Experimental Setup and Quantitative Results

The empirical evaluation of SkyLadder was conducted using two primary model configurations:

1B-parameter models pretrained with up to 32K context,
3B-parameter models pretrained with up to an 8K context window.

Both configurations were trained on a total of 100B tokens, providing extensive data to support the following quantitative observations:

Performance Gains on Standard Benchmarks:
- ARC-Easy: +7.4%,
- MMLU: +2.5%,
- HellaSwag: +4%.

These results indicate that the controlled increase in context window size does not compromise, and can in fact enhance, performance on tasks that do not explicitly require long-context capabilities.

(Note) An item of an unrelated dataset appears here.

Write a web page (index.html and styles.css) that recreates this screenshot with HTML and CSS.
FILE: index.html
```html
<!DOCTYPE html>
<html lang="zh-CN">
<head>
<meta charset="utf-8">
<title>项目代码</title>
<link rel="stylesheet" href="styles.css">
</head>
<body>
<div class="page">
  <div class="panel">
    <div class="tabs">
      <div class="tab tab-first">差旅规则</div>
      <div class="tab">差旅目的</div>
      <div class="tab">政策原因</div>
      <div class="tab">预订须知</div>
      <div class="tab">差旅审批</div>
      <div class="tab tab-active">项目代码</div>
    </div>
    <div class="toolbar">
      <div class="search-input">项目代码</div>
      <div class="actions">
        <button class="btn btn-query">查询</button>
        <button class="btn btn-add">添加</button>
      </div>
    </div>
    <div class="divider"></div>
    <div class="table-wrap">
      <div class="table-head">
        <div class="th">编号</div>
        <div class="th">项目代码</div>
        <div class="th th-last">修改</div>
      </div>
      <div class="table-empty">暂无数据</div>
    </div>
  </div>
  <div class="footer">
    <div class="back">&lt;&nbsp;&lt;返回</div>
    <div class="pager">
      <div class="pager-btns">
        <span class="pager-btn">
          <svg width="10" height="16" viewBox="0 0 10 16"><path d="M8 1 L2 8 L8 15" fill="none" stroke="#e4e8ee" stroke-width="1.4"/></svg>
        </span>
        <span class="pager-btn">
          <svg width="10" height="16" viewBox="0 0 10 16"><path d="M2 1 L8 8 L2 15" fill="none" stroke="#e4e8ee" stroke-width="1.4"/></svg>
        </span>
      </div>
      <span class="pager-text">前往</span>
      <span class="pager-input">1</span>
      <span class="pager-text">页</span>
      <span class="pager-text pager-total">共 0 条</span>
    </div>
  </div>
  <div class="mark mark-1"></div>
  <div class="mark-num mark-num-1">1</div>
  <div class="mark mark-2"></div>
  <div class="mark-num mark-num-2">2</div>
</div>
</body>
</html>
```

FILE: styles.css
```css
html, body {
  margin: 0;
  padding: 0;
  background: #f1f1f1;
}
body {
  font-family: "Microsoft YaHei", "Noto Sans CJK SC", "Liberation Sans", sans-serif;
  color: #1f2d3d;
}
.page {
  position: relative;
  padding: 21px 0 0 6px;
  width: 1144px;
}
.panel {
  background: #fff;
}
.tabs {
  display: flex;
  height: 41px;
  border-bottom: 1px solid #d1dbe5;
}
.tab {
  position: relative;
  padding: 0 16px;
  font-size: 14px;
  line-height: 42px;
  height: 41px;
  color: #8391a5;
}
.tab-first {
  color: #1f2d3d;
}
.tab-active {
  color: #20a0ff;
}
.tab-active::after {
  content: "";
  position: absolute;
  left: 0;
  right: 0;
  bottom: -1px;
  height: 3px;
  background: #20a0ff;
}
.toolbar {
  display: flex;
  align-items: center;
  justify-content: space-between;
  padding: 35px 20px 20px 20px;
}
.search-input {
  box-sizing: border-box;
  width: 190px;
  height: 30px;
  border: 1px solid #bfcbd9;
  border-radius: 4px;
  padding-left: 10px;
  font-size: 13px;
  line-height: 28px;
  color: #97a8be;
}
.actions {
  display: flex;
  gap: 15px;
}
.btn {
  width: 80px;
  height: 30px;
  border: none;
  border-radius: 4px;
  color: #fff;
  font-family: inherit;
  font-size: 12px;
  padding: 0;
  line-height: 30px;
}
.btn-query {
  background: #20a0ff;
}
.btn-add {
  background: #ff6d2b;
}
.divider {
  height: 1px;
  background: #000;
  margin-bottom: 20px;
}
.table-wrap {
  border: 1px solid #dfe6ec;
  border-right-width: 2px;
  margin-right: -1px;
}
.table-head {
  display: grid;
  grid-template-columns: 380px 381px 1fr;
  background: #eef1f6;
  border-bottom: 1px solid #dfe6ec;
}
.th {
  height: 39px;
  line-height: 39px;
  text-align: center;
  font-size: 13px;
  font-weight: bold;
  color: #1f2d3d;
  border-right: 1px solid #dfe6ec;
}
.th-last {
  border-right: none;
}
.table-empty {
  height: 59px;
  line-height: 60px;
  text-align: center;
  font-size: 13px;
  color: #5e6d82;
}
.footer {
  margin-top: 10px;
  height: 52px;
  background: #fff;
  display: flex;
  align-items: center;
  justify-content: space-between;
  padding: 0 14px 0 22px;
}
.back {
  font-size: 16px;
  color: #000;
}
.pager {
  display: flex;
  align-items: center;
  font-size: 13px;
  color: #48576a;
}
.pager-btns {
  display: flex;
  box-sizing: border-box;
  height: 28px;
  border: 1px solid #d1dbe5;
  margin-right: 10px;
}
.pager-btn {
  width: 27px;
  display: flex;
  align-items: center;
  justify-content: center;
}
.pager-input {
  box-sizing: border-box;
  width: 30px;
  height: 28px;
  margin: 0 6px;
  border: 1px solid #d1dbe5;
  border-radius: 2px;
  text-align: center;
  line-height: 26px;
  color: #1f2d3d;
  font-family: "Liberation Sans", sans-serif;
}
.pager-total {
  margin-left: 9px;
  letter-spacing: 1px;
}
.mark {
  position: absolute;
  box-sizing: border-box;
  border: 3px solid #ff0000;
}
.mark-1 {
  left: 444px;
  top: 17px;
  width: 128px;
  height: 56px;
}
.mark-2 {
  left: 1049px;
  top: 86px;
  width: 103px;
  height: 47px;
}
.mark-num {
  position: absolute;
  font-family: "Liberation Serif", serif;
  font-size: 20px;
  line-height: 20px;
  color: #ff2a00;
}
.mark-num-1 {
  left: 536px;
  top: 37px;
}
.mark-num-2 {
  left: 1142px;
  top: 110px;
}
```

Long-Context Task Performance:

On long-context tasks such as Multi-Document QA (MDQA) and RULER, SkyLadder's performance consistently matched or exceeded baseline methods. The method maintained the capacity to effectively process longer sequences while leveraging the training efficiency provided by initial short-context windows.

Training Efficiency:

The efficiency gains were marked by up to 22% faster training speeds with the largest context window configuration. For the 8K context window models, improvements of approximately 13% faster training were reported. This efficiency is attributed to the reduced complexity and improved concentration of early training phases.

Attention Pattern Analysis:

SkyLadder was shown to reduce attention entropy and slow down the emergence of attention sink. These characteristics suggest a more controlled evolution of attention distributions across layers, which in practical terms can lead to more robust downstream task performance.

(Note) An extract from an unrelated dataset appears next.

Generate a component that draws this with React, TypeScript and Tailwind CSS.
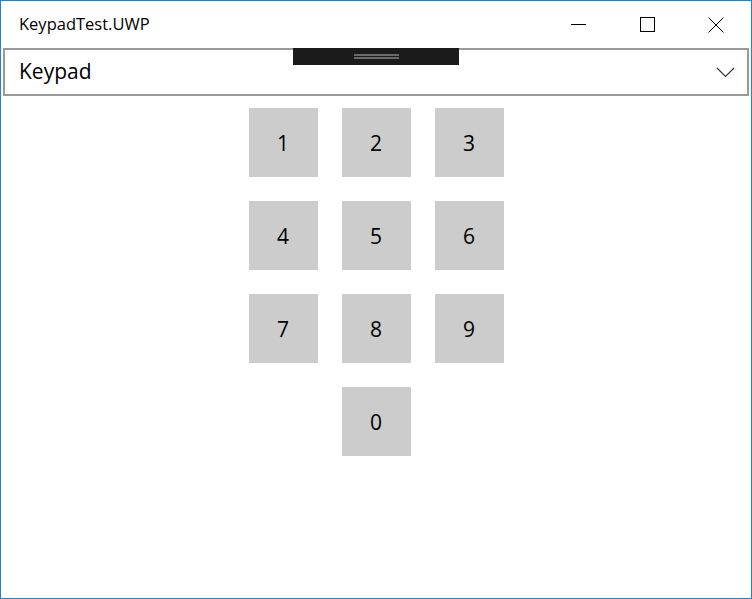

Practical Implications for Implementation

For practitioners considering the integration of SkyLadder into pretraining pipelines, the following points are of particular note:

Architectural Modifications:

Implementing SkyLadder requires modifications to the pretraining loop to accommodate dynamic masking. The adaptation involves adjusting the attention mask based on the current training step as dictated by the schedule $w(t)$ .

Computational Considerations:

The strategy offers significant advantages in computational efficiency. The initial phase with shorter context windows reduces per-step memory and compute requirements, allowing for potential scaling benefits in large-scale distributed training frameworks.

Hyperparameter Tuning:

Key hyperparameters include the starting context window $w_s$ , the ending context window $w_e$ , and the expansion rate $\alpha$ . These parameters can be tuned based on the target application: tasks requiring fine long-context capabilities might push for a higher $w_e$ , while tasks with more local dependencies could benefit from a slower expansion schedule.

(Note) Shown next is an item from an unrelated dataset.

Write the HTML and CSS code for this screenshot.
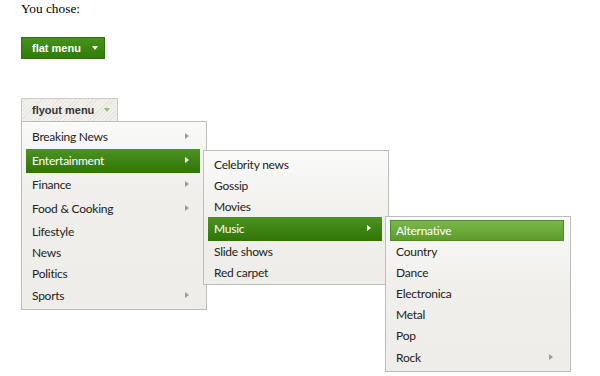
FILE: index.html
```html
<!DOCTYPE html>
<html lang="en">
<head>
<meta charset="utf-8">
<title>Menus</title>
<link rel="stylesheet" href="styles.css">
</head>
<body>
<p class="choice">You chose:</p>

<div class="flat-wrap">
  <button class="btn btn-flat" type="button">flat menu <span class="caret caret-white"></span></button>
</div>

<div class="flyout">
  <button class="btn btn-flyout" type="button">flyout menu <span class="caret caret-green"></span></button>
  <ul class="menu menu-root">
    <li class="item has-sub"><span>Breaking News</span><i class="arrow"></i></li>
    <li class="item has-sub is-active"><span>Entertainment</span><i class="arrow"></i>
      <ul class="menu submenu sub-ent">
        <li class="item"><span>Celebrity news</span></li>
        <li class="item"><span>Gossip</span></li>
        <li class="item"><span>Movies</span></li>
        <li class="item has-sub is-active"><span>Music</span><i class="arrow"></i>
          <ul class="menu submenu sub-music">
            <li class="item is-hover"><span>Alternative</span></li>
            <li class="item"><span>Country</span></li>
            <li class="item"><span>Dance</span></li>
            <li class="item"><span>Electronica</span></li>
            <li class="item"><span>Metal</span></li>
            <li class="item"><span>Pop</span></li>
            <li class="item has-sub"><span>Rock</span><i class="arrow"></i></li>
          </ul>
        </li>
        <li class="item"><span>Slide shows</span></li>
        <li class="item"><span>Red carpet</span></li>
      </ul>
    </li>
    <li class="item has-sub"><span>Finance</span><i class="arrow"></i></li>
    <li class="item has-sub"><span>Food &amp; Cooking</span><i class="arrow"></i></li>
    <li class="item"><span>Lifestyle</span></li>
    <li class="item"><span>News</span></li>
    <li class="item"><span>Politics</span></li>
    <li class="item has-sub"><span>Sports</span><i class="arrow"></i></li>
  </ul>
</div>
</body>
</html>
```

FILE: styles.css
```css
html {
  background: #ffffff;
  min-height: 100%;
}

body {
  box-sizing: border-box;
  min-height: 376px;
  margin: 0;
  padding: 1px 0 0 21px;
  font-family: "Liberation Serif", "Times New Roman", serif;
  color: #000;
  background: #ffffff;
}

.choice {
  margin: 0;
  font-size: 13.33px;
  line-height: 15px;
}

.flat-wrap {
  margin-top: 21px;
  display: flex;
}

.btn {
  box-sizing: border-box;
  display: inline-flex;
  align-items: center;
  margin: 0;
  font-family: "Liberation Sans", Arial, sans-serif;
  font-size: 11px;
  font-weight: bold;
  line-height: 20px;
  cursor: pointer;
  -webkit-appearance: none;
  appearance: none;
}

.btn-flat {
  height: 22px;
  color: #ffffff;
  background: linear-gradient(#45921b, #317c09);
  border: 1px solid #2e700c;
  gap: 11px;
  padding: 0 6px 0 10px;
}

.flyout {
  margin-top: 39px;
  display: flex;
  flex-direction: column;
  align-items: flex-start;
}

.btn-flyout {
  height: 23px;
  color: #333333;
  border: 1px solid #c9c9c6;
  border-bottom: 0;
  gap: 10px;
  padding: 0 7px 0 10px;
  background-color: #eeede8;
  background-image: repeating-linear-gradient(135deg, #f1f0ec 0 2px, #e5e4de 2px 3px);
}

.caret {
  width: 0;
  height: 0;
  border-left: 3.5px solid transparent;
  border-right: 3.5px solid transparent;
  border-top: 4px solid #ffffff;
}

.caret-green {
  border-top-color: #90c266;
}

.menu {
  box-sizing: border-box;
  width: 186px;
  margin: 0;
  padding: 3px 6px 1px 4px;
  list-style: none;
  border: 1px solid #bdbdba;
  background: linear-gradient(#fafaf9, #f0efeb 70px, #eeede9);
  font-family: Lato, "Open Sans", sans-serif;
  font-size: 12px;
  letter-spacing: -0.25px;
}

.menu-root {
  position: relative;
}

.item {
  box-sizing: border-box;
  position: relative;
  display: flex;
  align-items: center;
  justify-content: space-between;
  height: 21px;
  padding: 0 0 0 6px;
  line-height: 17px;
  color: #222222;
  white-space: nowrap;
}

.item.has-sub {
  height: 24px;
  padding-bottom: 2px;
}

.arrow {
  width: 0;
  height: 0;
  margin-right: 11px;
  border-top: 3.5px solid transparent;
  border-bottom: 3.5px solid transparent;
  border-left: 4px solid #9c9c9a;
}

.item.is-active {
  color: #ffffff;
  background: linear-gradient(#4c9322, #2e7506);
}

.item.is-active > .arrow {
  border-left-color: #ffffff;
}

.item.is-hover {
  padding-left: 5px;
  color: #ffffff;
  background: linear-gradient(#7cb74a, #5b9c2c);
  border: 1px solid #4f8c27;
}

.submenu {
  position: absolute;
  left: calc(100% + 3px);
  top: 1px;
  z-index: 2;
}

.sub-music {
  top: -1px;
}
```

Integration with Existing Codebases:

The method has been implemented in the TinyLlama codebase, making it accessible for researchers who wish to test the concept on both pre-trained and custom models. The GitHub repository provided (https://github.com/sail-sg/SkyLadder) includes detailed instructions and sample implementations.

Scalability:

Experimental results demonstrate that the improvements persist when scaling to larger model sizes. For industrial applications requiring models with extended context lengths, SkyLadder provides a viable and efficient alternative to traditional long-context pretraining methods.

Conclusion

SkyLadder offers a technically robust, empirically validated strategy to reconcile the trade-offs between pretraining efficiency and long-context capabilities. By leveraging a controlled, layer-wise expansion of the context window, the method achieves significant improvements in both training speed (up to 22% faster) and benchmark performance (up to 3.7% accuracy gains), alongside robust results on challenging long-context tasks. This approach provides a pragmatic pathway for deploying large-scale LLMs in settings where computational resources are a critical bottleneck without sacrificing performance on end tasks.